Provide the number of lines where the word "components" occurs, and no other text.

## Data segment
◆ ◆ ◆ ◆ ◆

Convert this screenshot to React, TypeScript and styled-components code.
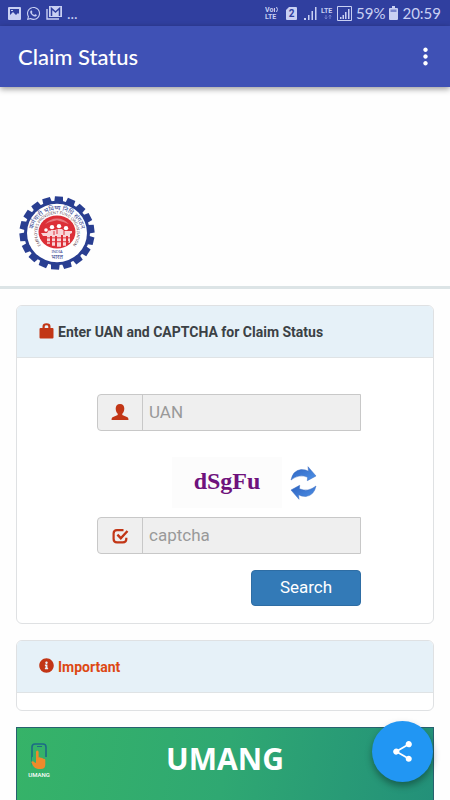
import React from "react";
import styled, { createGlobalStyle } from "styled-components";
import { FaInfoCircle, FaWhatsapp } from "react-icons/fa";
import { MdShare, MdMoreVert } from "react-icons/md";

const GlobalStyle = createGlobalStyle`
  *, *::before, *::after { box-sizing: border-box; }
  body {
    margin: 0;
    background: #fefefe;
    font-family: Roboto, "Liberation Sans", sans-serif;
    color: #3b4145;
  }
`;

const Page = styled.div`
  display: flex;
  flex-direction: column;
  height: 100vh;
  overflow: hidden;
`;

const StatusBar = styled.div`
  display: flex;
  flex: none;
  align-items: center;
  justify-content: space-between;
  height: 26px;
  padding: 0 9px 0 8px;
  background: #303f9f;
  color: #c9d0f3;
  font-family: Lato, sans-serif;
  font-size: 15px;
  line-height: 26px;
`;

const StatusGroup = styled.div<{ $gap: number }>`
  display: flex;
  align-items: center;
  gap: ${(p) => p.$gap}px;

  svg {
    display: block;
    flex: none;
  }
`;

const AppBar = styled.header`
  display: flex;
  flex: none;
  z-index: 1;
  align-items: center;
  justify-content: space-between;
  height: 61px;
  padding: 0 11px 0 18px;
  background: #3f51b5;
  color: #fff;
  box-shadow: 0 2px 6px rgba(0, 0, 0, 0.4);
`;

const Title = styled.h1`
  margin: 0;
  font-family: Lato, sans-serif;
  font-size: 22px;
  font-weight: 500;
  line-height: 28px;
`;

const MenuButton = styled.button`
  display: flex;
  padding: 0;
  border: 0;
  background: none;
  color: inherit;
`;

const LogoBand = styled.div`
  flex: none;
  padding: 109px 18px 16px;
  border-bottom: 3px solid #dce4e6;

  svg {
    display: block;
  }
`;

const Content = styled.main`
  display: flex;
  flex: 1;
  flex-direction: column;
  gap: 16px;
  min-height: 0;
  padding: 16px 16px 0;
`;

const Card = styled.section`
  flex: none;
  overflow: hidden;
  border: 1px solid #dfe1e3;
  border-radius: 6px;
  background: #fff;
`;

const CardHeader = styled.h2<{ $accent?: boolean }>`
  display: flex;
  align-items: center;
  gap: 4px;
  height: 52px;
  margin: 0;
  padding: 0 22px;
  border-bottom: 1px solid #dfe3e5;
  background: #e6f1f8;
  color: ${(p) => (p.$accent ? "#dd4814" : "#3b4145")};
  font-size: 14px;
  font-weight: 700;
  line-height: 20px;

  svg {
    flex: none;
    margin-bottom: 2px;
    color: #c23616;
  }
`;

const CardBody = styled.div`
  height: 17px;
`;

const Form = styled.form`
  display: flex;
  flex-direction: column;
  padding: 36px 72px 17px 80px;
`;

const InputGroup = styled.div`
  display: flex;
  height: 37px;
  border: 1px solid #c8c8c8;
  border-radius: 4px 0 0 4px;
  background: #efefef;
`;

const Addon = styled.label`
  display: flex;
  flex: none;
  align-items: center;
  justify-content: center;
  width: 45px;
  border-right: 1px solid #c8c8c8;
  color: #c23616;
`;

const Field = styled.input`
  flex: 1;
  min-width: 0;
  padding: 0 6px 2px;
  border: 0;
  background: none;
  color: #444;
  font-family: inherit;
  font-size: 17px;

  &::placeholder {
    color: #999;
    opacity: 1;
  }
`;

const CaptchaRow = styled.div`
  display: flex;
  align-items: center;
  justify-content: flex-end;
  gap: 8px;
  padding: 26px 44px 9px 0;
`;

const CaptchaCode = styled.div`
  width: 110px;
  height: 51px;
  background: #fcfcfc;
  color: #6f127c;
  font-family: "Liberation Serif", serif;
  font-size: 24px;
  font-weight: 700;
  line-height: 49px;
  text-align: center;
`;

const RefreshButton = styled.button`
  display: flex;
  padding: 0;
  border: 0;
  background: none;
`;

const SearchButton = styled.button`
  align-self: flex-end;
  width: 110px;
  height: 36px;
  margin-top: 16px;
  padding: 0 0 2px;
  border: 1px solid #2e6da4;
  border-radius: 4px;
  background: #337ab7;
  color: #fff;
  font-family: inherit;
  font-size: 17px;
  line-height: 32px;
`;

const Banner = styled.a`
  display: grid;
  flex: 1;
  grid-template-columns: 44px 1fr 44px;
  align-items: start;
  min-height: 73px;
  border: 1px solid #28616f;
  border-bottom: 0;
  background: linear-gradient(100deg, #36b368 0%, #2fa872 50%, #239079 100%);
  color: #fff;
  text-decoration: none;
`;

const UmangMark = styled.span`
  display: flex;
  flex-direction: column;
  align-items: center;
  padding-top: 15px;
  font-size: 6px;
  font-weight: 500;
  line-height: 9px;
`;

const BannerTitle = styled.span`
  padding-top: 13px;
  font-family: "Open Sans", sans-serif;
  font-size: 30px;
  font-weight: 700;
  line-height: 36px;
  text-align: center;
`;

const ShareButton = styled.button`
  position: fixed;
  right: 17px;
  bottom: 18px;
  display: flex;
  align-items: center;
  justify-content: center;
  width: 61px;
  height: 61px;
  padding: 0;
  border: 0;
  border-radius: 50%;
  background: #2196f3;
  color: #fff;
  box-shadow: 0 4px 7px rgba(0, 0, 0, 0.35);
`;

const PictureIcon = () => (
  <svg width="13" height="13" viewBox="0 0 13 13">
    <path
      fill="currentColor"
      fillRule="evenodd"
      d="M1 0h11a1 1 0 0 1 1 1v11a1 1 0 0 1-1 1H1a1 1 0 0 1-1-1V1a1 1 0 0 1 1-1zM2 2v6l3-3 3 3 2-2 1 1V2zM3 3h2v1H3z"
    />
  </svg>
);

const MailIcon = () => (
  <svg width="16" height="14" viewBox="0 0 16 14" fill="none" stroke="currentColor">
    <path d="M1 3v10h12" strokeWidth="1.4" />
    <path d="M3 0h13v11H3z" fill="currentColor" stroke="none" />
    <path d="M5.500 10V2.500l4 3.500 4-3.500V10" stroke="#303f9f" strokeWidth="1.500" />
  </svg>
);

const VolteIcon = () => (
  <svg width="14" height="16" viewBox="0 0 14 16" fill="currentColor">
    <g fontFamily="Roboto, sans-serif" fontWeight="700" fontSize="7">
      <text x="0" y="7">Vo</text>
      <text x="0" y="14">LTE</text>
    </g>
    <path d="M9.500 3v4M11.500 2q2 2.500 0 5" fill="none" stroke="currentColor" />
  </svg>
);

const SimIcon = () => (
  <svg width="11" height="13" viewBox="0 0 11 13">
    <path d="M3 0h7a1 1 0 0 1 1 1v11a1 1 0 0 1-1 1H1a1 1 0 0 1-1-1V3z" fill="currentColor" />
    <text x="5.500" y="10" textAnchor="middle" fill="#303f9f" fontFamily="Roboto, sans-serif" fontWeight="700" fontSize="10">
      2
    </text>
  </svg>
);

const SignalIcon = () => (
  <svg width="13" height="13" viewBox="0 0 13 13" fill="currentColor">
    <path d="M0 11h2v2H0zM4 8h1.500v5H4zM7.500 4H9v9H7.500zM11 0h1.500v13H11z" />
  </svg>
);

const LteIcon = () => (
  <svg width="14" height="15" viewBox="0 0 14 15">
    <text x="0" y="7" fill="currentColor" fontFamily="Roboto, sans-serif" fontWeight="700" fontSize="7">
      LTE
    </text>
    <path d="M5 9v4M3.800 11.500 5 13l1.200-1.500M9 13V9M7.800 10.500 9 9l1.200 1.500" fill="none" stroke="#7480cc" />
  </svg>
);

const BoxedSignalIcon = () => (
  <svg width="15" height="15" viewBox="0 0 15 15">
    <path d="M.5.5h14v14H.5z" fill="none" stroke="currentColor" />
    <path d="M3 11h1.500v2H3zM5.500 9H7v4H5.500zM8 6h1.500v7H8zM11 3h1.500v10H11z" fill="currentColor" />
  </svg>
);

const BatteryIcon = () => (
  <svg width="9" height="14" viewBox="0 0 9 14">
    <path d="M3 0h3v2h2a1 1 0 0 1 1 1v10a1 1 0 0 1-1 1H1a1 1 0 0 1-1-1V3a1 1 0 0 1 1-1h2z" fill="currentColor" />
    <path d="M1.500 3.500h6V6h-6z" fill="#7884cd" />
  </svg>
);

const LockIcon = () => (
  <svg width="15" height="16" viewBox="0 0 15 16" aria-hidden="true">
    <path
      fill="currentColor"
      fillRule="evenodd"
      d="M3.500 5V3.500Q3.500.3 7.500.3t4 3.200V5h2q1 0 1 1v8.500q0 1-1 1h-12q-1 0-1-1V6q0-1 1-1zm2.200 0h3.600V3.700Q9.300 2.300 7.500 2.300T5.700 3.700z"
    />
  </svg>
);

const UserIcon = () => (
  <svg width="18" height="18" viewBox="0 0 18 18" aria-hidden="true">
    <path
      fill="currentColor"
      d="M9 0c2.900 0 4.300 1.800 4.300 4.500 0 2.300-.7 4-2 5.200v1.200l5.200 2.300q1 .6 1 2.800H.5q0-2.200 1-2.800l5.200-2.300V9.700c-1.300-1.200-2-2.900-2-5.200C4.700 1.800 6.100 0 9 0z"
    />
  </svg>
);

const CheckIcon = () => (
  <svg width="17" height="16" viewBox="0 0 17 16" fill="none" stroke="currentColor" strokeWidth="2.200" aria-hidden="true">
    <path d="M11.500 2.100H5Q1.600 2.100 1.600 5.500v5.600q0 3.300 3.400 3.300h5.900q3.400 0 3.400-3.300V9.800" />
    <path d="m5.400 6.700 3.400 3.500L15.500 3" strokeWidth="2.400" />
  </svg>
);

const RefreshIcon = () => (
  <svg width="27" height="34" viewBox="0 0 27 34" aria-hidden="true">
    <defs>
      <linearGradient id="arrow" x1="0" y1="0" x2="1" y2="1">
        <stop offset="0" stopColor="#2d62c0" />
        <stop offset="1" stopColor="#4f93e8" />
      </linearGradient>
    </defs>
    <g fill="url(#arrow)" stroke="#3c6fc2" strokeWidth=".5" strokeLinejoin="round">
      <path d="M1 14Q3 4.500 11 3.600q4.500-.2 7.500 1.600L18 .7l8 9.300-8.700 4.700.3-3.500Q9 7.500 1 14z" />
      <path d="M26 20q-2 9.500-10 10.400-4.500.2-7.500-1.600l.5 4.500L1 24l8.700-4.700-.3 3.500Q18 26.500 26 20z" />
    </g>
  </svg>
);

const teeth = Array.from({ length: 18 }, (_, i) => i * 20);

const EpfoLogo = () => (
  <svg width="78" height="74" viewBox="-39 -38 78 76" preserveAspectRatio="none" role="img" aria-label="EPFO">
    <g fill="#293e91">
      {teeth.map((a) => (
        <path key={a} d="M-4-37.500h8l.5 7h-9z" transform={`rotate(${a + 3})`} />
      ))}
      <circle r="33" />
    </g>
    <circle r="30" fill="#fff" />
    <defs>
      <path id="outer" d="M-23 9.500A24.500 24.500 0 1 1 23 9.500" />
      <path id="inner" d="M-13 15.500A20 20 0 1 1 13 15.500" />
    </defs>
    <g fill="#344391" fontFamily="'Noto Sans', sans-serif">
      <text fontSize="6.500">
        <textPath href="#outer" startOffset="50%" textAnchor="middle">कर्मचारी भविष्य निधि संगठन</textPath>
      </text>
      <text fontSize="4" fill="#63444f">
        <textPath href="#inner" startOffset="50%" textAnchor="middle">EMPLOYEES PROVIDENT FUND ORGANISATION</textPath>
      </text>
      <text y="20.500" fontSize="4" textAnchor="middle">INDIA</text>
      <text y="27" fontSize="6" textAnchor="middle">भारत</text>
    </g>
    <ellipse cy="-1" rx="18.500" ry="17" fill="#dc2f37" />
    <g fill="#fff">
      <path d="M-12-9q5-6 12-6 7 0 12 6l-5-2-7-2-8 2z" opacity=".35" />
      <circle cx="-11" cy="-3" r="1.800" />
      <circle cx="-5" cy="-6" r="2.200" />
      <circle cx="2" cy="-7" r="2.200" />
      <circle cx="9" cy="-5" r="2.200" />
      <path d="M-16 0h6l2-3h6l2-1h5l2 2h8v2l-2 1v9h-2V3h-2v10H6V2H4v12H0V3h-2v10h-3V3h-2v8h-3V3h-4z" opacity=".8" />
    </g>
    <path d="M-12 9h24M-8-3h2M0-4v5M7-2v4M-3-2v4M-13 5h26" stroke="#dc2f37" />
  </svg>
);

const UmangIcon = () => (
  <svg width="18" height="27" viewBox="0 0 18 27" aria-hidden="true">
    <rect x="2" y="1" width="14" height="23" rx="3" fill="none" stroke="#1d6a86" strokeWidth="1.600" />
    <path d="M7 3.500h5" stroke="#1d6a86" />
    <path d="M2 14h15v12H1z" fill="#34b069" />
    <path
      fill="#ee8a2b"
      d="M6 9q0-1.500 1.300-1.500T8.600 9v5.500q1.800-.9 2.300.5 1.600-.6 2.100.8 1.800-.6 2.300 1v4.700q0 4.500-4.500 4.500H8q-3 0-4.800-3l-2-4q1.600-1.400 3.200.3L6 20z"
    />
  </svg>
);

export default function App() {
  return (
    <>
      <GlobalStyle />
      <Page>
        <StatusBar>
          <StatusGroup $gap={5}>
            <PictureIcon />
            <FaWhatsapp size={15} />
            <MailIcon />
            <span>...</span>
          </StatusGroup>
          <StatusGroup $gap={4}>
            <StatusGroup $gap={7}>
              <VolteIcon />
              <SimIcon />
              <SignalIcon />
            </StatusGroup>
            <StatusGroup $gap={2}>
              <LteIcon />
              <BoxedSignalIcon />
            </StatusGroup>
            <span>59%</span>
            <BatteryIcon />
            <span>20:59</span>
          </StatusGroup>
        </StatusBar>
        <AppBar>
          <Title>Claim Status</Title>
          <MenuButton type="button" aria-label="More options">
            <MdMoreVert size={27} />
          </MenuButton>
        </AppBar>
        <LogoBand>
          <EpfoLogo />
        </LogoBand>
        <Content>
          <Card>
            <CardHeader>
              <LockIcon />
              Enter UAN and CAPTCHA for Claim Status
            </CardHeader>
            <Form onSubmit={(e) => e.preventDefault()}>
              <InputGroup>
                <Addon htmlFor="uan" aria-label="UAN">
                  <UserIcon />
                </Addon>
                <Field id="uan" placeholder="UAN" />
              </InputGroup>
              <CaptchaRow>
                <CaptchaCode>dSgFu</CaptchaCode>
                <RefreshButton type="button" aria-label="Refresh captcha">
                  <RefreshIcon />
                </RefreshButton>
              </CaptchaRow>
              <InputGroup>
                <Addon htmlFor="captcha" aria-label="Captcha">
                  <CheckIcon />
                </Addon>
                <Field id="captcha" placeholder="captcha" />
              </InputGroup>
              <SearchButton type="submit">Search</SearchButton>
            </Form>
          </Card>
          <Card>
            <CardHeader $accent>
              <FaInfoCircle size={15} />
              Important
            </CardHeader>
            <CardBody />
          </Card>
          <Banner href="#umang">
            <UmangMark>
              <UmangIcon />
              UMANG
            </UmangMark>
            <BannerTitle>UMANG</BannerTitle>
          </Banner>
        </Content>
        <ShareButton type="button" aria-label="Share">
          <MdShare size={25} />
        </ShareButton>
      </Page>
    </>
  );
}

◆ ◆ ◆ ◆ ◆

## Finished exercise
2